The PDL Microvector offered even better dynamic performance (particularly at low speed) and more accurate final positioning. The company used it until upgrading again to the current technologically advanced PDL Microdrive Elite/Ultradrive Elite-VYSTA package. To date more than 100 PDL AC motor controller solutions have been installed in Schindler Lifts applications - supplied complete with dynamic brake modules and dynamic brake resistors.

For the VYSTA package, Schindler Lifts requested four different speed profiles (including S curves) plus one hand speed profile because each action - acceleration, deceleration, acceleration from rest to the acceleration rate then from the acceleration rate to the fixed rate etc. - has its own special requirements.
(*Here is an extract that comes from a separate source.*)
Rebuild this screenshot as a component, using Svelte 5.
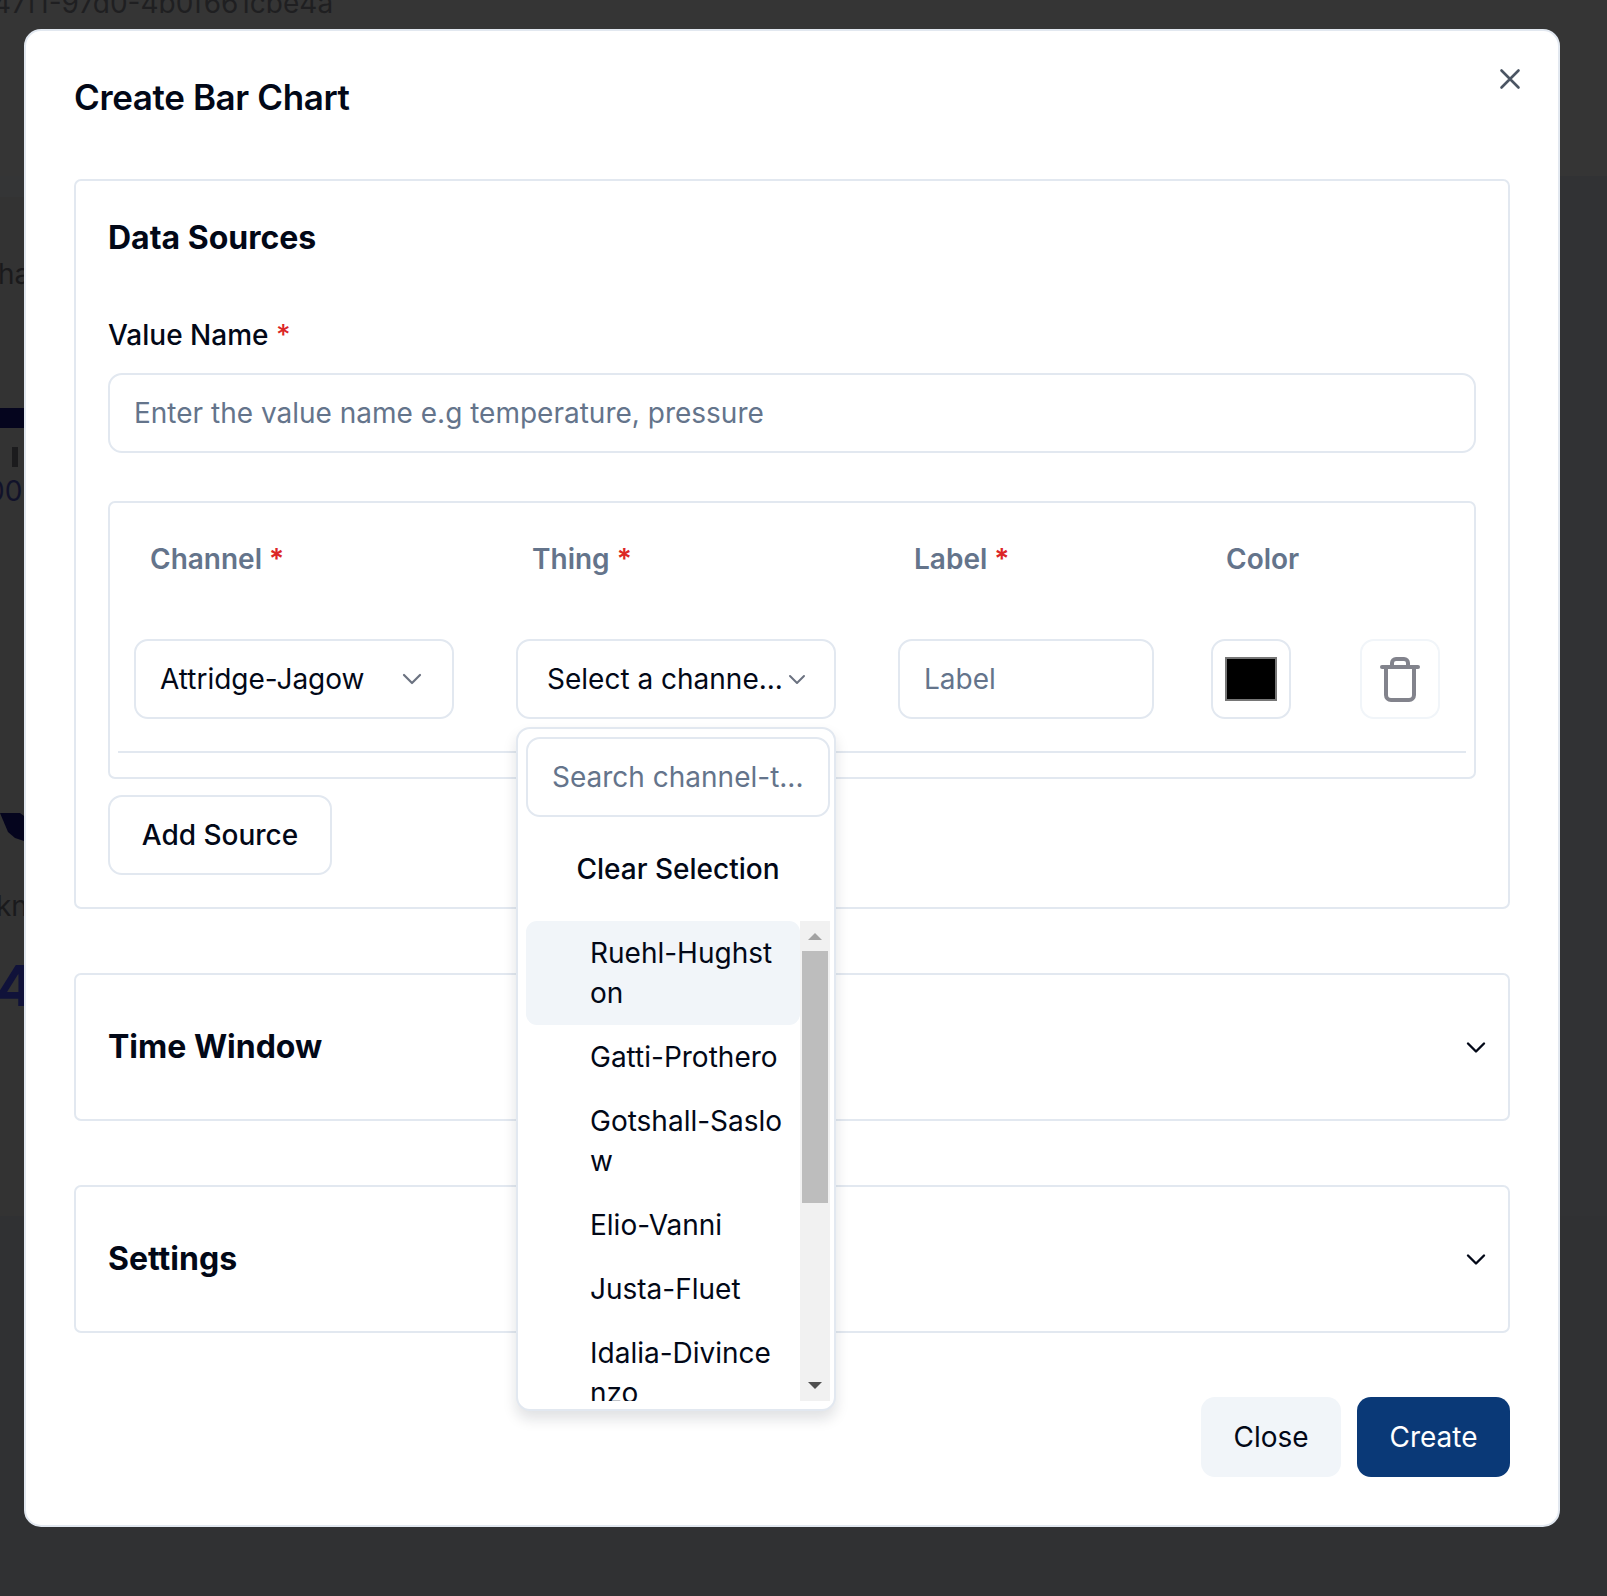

The Elite Series motor controller and VYSTA combination has enhanced cost and time efficiencies well beyond past PDL solutions. This is because the original PDL software was embedded at assembler level, posing a limit - in terms of time, money and convenience - to what could be changed, and any software modifications were supplied via EPROM. Since VYSTA is configured at the application level, changes can be made by a PDL Electronics application engineer (rather than an R&D engineer) - or if desired, a Schindler Lifts engineer.

Schindler now has the software and PDL application engineers can e-mail upgrades if and when they are required. Convenience like this means that Schindler Lifts can now order motor controllers 'off-the-shelf' and configure them on-site - which is how the solution was delivered for the Eden Park project.

The move to the Elite Series of motor controllers also allowed the PDL engineers to add even more features - including multiple S-curves, a special torque mode and the display of elevator car speed in linear units. VYSTA has pushed the boundaries of stand-alone VSD applications, with an ever-increasing range of VYSTA installations operating in diverse industries throughout the world.